Par le Professeur Djamil Aïssani
Il est communément admis que le début du mouvement soufi à Béjaïa date de la deuxième moitié de XIIe siècle, époque de Sidi Boumediene.
PUBLIE LE : 03-07-2014 | 0:00
Il est communément admis que le début du mouvement soufi à Béjaïa date de la deuxième moitié de XIIe siècle, époque de Sidi Boumediene. Cependant, nous avons montré que la période bougiote de la deuxième moitié du XIe siècle ne pouvait pas être dissociée de ce qui s'est passé à la Qal'a des Bani-Hammad. En effet, les princes hammadites y habitent encore et sa réputation comme foyer intellectuel est à son apogée. C'est ce qui nous a amené à parler de «mille ans de pensée soufie en Kabylie».
L'objectif de ce travail est de cerner le cadre et de préciser le contexte dans lequel a évolué le soufisme à Béjaïa et sa région à l’époque médiévale. II s'agit d'essayer de comprendre si ces aspects ont eu une quelconque influence sur certaines des célèbres étapes du dialogue islamo-chrétien en rapport avec la ville de Béjaïa, à savoir les questions siciliennes de l'empereur Frédérick II, l'influence de la pensée d'Ibn Sab'in et les disputes du philosophe catalan Raymond Lulle (1307).
I. Début du soufisme :
l’époque hammâdite (XIe -XIIe siècles)
La principale autorité intellectuelle de la Qal'a était Ibn Nahwi (434h./1042-513h./1119), dont l'influence sur Béjaïa s'est faite de deux façons. Localement par son disciple et continuateur Abou Imran Mousa. A l'échelle maghrébine ensuite, à travers son disciple Ibn Hirzihim qui deviendra le maître de Sidi Boumediene à Fes.

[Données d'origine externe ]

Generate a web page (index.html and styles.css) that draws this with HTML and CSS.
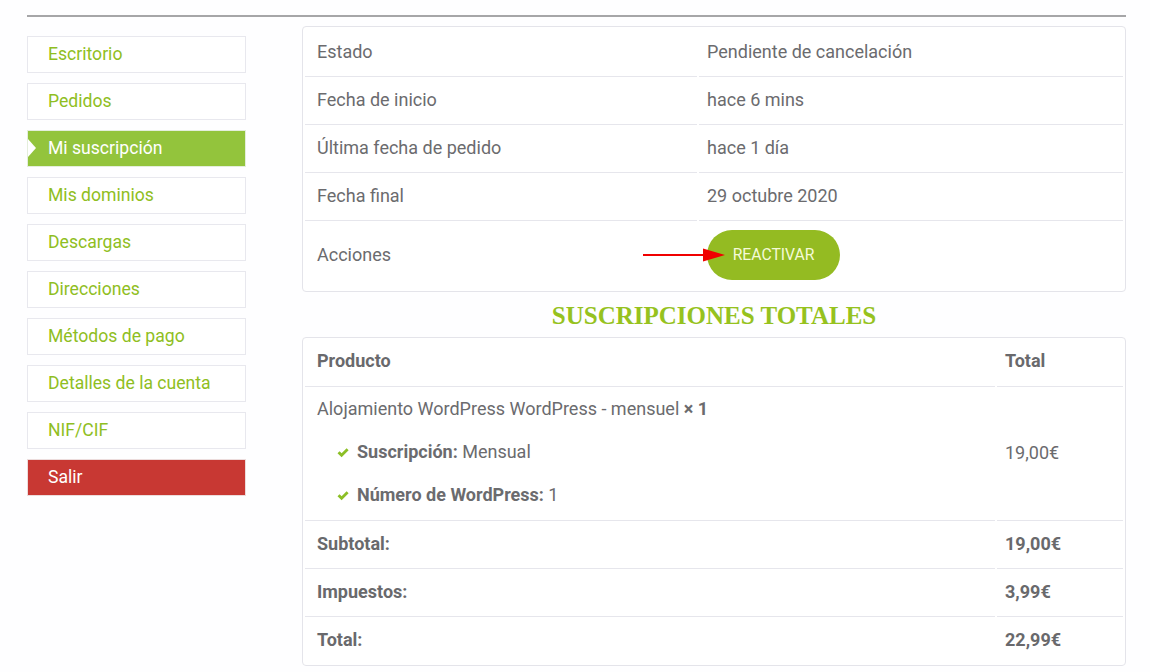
FILE: index.html
```html
<!DOCTYPE html>
<html lang="es">
<head>
<meta charset="utf-8">
<title>Mi suscripción</title>
<link rel="stylesheet" href="styles.css">
</head>
<body>
<div class="page">
  <div class="topline"></div>
  <div class="layout">
    <nav class="sidebar">
      <a class="nav-item">Escritorio</a>
      <a class="nav-item">Pedidos</a>
      <a class="nav-item active">Mi suscripción</a>
      <a class="nav-item">Mis dominios</a>
      <a class="nav-item">Descargas</a>
      <a class="nav-item">Direcciones</a>
      <a class="nav-item">Métodos de pago</a>
      <a class="nav-item">Detalles de la cuenta</a>
      <a class="nav-item">NIF/CIF</a>
      <a class="nav-item logout">Salir</a>
    </nav>
    <main class="main">
      <div class="card first">
        <table class="details">
          <tr><td class="k">Estado</td><td class="v">Pendiente de cancelación</td></tr>
          <tr><td class="k">Fecha de inicio</td><td class="v">hace 6 mins</td></tr>
          <tr><td class="k">Última fecha de pedido</td><td class="v">hace 1 día</td></tr>
          <tr><td class="k">Fecha final</td><td class="v">29 octubre 2020</td></tr>
          <tr class="actions"><td class="k">Acciones</td><td class="v"><span class="btn-wrap"><svg class="arrow" width="84" height="14" viewBox="0 0 84 14"><line x1="0" y1="7" x2="64" y2="7" stroke="#f00000" stroke-width="2"/><polygon points="60,0.5 82,7 60,13.5" fill="#f00000"/></svg><button class="btn">REACTIVAR</button></span></td></tr>
        </table>
      </div>
      <h2 class="title">SUSCRIPCIONES TOTALES</h2>
      <div class="card">
        <table class="totals">
          <thead>
            <tr><th class="c1">Producto</th><th class="c2">Total</th></tr>
          </thead>
          <tbody>
            <tr class="product">
              <td class="c1">
                <div class="pname">Alojamiento WordPress WordPress - mensuel <strong>× 1</strong></div>
                <ul class="meta">
                  <li><svg class="check" width="12" height="10" viewBox="0 0 12 10"><path d="M0.5 5.2 L2.6 3.2 L4.6 5.2 L9.6 0.3 L11.6 2.3 L4.6 9.3 Z" fill="#8cbf26"/></svg><strong>Suscripción:</strong> Mensual</li>
                  <li><svg class="check" width="12" height="10" viewBox="0 0 12 10"><path d="M0.5 5.2 L2.6 3.2 L4.6 5.2 L9.6 0.3 L11.6 2.3 L4.6 9.3 Z" fill="#8cbf26"/></svg><strong>Número de WordPress:</strong> 1</li>
                </ul>
              </td>
              <td class="c2 price">19,00€</td>
            </tr>
            <tr class="sum"><th class="c1">Subtotal:</th><th class="c2">19,00€</th></tr>
            <tr class="sum"><th class="c1">Impuestos:</th><th class="c2">3,99€</th></tr>
            <tr class="sum last"><th class="c1">Total:</th><th class="c2">22,99€</th></tr>
          </tbody>
        </table>
      </div>
    </main>
  </div>
</div>
</body>
</html>
```

FILE: styles.css
```css
* { box-sizing: border-box; }
html, body { margin: 0; padding: 0; background: #fefeff; }
body {
  font-family: Roboto, "Liberation Sans", sans-serif;
  color: #6b6b6e;
  font-size: 18px;
}
.page { width: 1150px; padding: 15px 24px 0 27px; }
.topline { height: 2px; background: #a6a6a8; }
.layout { display: flex; margin-top: 9px; }
.sidebar {
  width: 219px;
  flex: none;
  display: flex;
  flex-direction: column;
  gap: 10px;
  padding-top: 10px;
}
.nav-item {
  position: relative;
  display: block;
  height: 37px;
  line-height: 34px;
  border: 1px solid #e8e8ee;
  padding-left: 20px;
  color: #8fbe22;
  font-size: 17.6px;
  text-decoration: none;
  background: #fff;
}
.nav-item.active {
  background: #93c43c;
  border-color: #e4eedc;
  color: #fff;
}
.nav-item.active::before {
  content: "";
  position: absolute;
  left: 0;
  top: 8px;
  border-left: 8px solid #fff;
  border-top: 9px solid transparent;
  border-bottom: 9px solid transparent;
}
.nav-item.logout {
  background: #c83833;
  border-color: #ecdcdc;
  color: #fff;
}
.main { margin-left: 56px; width: 824px; }
.card {
  border: 1px solid #e4e4ea;
  border-radius: 4px;
  padding: 0 2px;
  background: #fff;
}
.card.first { padding-top: 2px; }
table { border-collapse: separate; border-spacing: 2px 0; margin: 0 -2px; width: calc(100% + 4px); }
td, th { text-align: left; vertical-align: middle; }
.details td {
  height: 48px;
  padding-bottom: 4px;
  border-bottom: 1px solid #e6e6ec;
  font-size: 18px;
}
.details td.k { width: 392px; padding-left: 12px; }
.details td.v { padding-left: 8px; }
.details tr.actions td { height: 70px; border-bottom: none; padding-bottom: 4px; }
.btn-wrap { position: relative; display: inline-block; vertical-align: middle; }
.arrow { position: absolute; left: -64px; top: 18px; z-index: 2; }
.btn {
  display: block;
  width: 133px;
  height: 50px;
  border: none;
  border-radius: 25px;
  background: #94bb22;
  color: #f4fad8;
  font-family: Roboto, "Liberation Sans", sans-serif;
  font-size: 15.7px;
  padding: 0;
  margin-left: 0;
}
.title {
  margin: 0;
  height: 45px;
  line-height: 48px;
  text-align: center;
  font-family: "Liberation Serif", serif;
  font-weight: bold;
  font-size: 25px;
  color: #96c21e;
}
.totals th, .totals td { border-bottom: 1px solid #e6e6ec; font-size: 18px; padding-bottom: 4px; }
.totals th { font-weight: bold; color: #69696c; height: 48px; }
.totals thead th { height: 49px; }
.totals .c1 { width: 690px; padding-left: 12px; }
.totals .c2 { padding-left: 8px; }
.totals tr.last th { border-bottom: none; }
.product td.c1 { padding-top: 10px; padding-bottom: 13px; }
.pname, .meta li { line-height: 24px; }
.pname strong, .meta strong { font-weight: bold; }
.meta { list-style: none; margin: 0; padding: 0 0 0 20px; }
.meta li { margin-top: 19px; }
.check { margin-right: 8px; vertical-align: 0; }
```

a) Le mysticisme à la Qal'a
Après un séjour a Kairouan, Ibn Nahwi s'était définitivement installé à la fin du XIe siècle. On possède de lui un poème mystique, al-munfaridja (soulagement après une épreuve (mihna)» et qui a fait l'objet d'une dizaine de commentaires. Dans ce poème, Ibn Nahwi énumère ce que doit faire le musulman pour être soulagé de la mihna. Selon A. Amara, al-munfaridja reflète la tension permanente qui a existé entre le pouvoir qui tentait de s'imposer au nom de la religion et le monde des soufis qui contestèrent la politique de ce pouvoir en matière de gouvernement. Après la mort d'Ibn Nahwi, plusieurs ouléma (érudits) de Béjaïa adhèrent à ses idées : Aboul-Al-hassan Ali b. Aboul-nasr Fath b. Abdallah al-Bija'i (né à Béjaïa en 506h.11112), Abou-Allah Mohammad b. Al-Muwaffaq al-Bija'i. Il en est de même de Sidi Yahia Zakariya, qui se déplaça à la Qal'a pour fréquenter les disciples du maître.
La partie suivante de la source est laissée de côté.